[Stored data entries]
────────

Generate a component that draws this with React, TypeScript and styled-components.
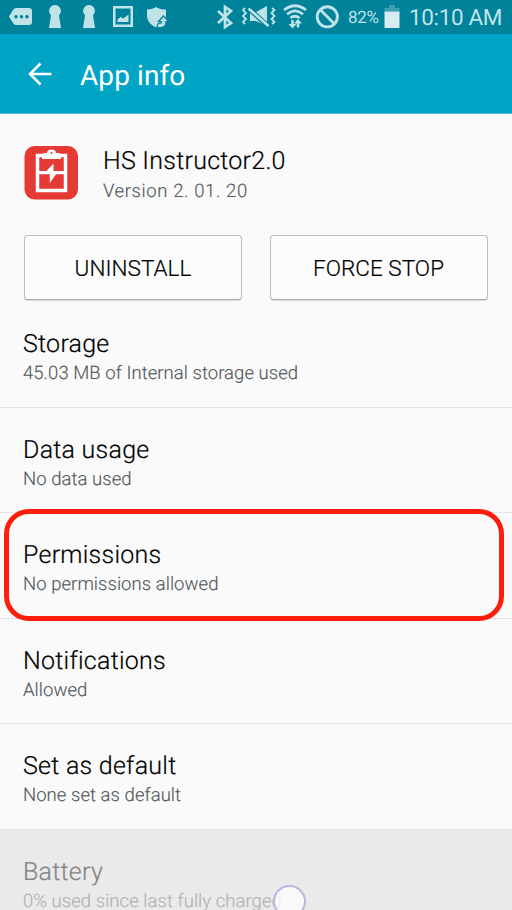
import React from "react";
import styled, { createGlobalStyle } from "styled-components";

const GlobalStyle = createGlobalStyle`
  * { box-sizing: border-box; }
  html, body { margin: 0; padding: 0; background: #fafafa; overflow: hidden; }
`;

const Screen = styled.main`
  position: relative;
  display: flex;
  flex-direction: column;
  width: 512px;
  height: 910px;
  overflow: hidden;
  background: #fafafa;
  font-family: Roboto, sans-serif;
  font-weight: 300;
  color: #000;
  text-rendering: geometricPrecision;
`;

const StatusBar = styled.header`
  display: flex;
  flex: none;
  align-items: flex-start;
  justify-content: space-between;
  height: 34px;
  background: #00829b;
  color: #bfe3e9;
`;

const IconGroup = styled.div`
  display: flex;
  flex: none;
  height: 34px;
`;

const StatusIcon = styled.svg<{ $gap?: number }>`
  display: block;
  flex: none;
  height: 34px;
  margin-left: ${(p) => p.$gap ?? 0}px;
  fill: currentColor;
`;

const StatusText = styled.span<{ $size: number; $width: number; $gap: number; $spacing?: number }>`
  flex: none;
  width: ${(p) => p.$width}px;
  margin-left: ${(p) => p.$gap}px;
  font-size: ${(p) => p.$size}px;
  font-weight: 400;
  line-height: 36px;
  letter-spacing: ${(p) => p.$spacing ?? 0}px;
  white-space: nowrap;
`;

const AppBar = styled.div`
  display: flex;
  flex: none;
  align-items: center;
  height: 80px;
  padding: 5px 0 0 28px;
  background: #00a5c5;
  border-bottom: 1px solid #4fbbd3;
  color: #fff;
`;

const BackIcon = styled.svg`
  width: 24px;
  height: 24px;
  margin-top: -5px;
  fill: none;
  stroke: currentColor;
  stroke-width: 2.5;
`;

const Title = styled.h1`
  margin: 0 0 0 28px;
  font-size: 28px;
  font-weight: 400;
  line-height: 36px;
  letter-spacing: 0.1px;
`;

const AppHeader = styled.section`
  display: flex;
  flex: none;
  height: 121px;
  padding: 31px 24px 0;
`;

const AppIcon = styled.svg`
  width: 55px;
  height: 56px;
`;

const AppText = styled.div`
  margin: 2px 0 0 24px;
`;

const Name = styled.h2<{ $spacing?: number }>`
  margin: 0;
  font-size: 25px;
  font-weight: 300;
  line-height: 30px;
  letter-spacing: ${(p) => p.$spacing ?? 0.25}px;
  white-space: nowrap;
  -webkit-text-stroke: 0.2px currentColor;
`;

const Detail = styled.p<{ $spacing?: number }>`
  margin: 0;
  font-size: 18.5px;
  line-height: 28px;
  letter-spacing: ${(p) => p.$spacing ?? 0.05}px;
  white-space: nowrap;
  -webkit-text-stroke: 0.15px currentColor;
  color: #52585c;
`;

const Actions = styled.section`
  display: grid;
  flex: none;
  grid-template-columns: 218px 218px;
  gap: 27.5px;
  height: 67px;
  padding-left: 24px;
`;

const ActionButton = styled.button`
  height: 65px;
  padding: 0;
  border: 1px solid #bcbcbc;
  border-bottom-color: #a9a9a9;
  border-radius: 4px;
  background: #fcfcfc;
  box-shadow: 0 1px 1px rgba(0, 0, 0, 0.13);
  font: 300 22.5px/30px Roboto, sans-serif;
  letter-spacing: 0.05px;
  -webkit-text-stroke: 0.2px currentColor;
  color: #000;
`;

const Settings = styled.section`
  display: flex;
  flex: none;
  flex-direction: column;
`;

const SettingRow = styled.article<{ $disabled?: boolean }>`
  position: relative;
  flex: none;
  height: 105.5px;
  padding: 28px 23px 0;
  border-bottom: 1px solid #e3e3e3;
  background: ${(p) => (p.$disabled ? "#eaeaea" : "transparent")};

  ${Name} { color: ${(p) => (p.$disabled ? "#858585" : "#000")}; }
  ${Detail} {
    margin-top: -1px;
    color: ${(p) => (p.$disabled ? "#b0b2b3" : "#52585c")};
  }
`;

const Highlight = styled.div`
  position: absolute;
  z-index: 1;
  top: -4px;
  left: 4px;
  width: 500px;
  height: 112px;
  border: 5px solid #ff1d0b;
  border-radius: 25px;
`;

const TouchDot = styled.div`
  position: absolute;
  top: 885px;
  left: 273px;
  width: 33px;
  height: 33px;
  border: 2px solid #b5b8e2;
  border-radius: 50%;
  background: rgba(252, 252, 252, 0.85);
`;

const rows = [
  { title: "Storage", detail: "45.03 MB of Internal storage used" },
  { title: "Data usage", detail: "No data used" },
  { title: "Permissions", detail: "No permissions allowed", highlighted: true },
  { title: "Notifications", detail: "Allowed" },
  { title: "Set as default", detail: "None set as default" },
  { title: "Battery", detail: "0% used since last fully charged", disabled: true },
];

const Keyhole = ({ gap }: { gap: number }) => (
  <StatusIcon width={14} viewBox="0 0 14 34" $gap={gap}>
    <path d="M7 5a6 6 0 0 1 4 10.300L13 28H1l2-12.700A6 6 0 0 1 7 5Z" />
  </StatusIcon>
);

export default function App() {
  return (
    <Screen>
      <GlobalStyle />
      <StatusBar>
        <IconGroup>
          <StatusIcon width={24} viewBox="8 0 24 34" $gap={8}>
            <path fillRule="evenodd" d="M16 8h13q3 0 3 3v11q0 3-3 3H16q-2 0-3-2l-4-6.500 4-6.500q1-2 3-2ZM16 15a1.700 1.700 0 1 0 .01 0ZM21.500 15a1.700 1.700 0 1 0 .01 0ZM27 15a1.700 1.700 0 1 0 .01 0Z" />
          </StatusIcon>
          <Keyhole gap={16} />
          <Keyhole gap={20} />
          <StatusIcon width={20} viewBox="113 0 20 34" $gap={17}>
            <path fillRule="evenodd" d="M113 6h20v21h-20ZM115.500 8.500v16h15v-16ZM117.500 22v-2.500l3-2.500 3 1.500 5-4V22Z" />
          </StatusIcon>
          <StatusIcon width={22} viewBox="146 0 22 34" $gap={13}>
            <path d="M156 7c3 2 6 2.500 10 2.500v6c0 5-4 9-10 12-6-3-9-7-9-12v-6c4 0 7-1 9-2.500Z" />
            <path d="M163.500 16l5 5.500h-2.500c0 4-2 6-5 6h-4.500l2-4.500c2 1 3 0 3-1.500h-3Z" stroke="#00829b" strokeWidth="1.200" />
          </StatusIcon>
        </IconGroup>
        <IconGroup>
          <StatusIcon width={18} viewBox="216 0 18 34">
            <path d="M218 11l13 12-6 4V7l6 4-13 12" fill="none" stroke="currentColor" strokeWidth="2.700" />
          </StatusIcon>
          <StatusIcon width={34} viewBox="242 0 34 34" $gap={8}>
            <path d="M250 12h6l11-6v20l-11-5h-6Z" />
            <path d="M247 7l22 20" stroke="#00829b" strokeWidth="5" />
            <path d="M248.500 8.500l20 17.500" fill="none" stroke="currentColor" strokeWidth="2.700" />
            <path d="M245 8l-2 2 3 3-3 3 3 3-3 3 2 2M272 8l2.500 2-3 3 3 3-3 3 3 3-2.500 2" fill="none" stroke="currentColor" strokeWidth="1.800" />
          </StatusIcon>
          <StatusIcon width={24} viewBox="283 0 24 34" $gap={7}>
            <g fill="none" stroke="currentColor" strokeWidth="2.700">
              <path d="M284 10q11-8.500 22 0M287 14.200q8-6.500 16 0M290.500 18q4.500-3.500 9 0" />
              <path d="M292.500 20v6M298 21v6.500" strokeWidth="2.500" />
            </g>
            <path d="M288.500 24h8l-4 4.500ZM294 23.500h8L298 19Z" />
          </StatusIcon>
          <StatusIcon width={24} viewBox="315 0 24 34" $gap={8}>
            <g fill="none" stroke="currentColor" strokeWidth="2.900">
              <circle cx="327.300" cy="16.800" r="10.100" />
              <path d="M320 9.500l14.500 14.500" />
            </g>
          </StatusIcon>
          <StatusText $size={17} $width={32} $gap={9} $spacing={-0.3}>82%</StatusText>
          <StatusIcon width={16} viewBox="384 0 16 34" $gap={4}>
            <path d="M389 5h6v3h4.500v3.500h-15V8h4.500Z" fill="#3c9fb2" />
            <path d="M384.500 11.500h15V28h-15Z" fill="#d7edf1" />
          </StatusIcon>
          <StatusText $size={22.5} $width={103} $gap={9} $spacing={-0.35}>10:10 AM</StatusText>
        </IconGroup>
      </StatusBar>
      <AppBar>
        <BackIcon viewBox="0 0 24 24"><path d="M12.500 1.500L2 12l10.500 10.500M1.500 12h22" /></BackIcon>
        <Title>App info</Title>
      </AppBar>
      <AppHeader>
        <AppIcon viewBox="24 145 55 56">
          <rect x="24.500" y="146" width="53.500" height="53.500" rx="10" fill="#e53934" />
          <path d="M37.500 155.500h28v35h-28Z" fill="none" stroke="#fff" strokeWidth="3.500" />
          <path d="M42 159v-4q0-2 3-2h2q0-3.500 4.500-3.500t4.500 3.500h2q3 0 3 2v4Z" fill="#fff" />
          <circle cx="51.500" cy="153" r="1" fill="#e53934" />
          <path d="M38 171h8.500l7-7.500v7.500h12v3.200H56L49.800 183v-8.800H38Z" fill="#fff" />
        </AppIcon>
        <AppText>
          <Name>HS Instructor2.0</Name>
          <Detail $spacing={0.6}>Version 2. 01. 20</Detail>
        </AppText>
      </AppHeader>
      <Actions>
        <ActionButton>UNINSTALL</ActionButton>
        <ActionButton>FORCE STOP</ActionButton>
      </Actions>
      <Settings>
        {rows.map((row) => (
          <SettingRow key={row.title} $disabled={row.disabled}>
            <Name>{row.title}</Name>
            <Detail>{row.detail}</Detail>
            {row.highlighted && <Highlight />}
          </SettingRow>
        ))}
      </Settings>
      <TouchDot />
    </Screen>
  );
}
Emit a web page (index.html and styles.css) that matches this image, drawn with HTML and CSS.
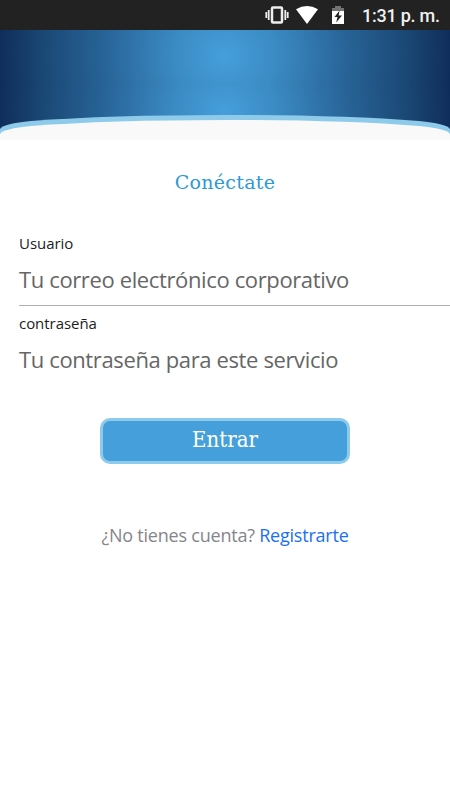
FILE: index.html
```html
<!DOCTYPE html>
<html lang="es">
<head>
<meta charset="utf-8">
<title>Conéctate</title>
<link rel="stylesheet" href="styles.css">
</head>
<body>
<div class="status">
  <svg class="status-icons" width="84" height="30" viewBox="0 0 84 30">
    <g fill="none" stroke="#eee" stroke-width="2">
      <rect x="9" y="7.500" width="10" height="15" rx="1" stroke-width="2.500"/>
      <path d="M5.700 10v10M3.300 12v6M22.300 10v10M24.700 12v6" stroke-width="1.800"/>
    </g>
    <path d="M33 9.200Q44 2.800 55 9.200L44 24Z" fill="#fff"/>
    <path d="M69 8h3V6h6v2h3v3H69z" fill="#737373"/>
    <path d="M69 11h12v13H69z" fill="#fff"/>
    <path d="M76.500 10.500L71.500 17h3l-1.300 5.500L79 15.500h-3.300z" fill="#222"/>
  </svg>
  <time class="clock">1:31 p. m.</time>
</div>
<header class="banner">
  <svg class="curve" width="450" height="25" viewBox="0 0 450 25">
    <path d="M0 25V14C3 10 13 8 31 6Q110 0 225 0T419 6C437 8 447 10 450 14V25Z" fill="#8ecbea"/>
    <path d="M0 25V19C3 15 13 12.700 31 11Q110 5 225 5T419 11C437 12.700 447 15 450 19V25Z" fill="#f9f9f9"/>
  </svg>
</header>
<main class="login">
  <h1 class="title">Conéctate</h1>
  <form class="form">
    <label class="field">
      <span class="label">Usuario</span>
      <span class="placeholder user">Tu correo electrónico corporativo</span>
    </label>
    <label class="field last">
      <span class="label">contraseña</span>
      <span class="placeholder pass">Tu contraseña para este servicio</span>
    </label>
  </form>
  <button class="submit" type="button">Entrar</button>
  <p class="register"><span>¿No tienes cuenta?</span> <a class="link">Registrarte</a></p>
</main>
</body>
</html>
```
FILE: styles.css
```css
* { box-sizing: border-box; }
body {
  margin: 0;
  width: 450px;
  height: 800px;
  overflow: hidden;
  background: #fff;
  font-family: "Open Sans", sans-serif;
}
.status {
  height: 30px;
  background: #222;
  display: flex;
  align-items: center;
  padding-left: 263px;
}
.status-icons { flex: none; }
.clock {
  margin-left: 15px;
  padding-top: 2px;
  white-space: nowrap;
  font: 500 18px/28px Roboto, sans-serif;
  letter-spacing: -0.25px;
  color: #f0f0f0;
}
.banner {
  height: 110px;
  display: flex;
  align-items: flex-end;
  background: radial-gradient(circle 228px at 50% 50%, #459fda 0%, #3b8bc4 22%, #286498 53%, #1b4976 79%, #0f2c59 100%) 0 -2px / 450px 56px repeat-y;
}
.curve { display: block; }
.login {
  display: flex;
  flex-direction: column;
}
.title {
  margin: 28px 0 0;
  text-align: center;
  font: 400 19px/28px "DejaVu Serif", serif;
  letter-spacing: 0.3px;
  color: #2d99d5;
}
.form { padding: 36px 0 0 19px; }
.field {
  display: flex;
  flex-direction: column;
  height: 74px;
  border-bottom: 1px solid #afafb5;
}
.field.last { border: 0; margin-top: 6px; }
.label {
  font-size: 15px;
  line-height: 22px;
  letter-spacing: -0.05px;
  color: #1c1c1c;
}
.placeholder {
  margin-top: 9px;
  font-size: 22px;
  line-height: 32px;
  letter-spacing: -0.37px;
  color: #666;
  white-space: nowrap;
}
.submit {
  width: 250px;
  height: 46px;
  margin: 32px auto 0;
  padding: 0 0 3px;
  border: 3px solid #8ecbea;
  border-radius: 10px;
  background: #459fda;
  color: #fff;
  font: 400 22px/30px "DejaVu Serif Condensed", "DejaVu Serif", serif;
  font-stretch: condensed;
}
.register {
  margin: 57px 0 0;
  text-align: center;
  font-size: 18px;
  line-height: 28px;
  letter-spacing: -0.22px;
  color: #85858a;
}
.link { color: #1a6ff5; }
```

────────

**TO DO**
Pick out each line in the material containing "this".

**COMPLETE OUTPUT**
Generate a component that draws this with React, TypeScript and styled-components.
Emit a web page (index.html and styles.css) that matches this image, drawn with HTML and CSS.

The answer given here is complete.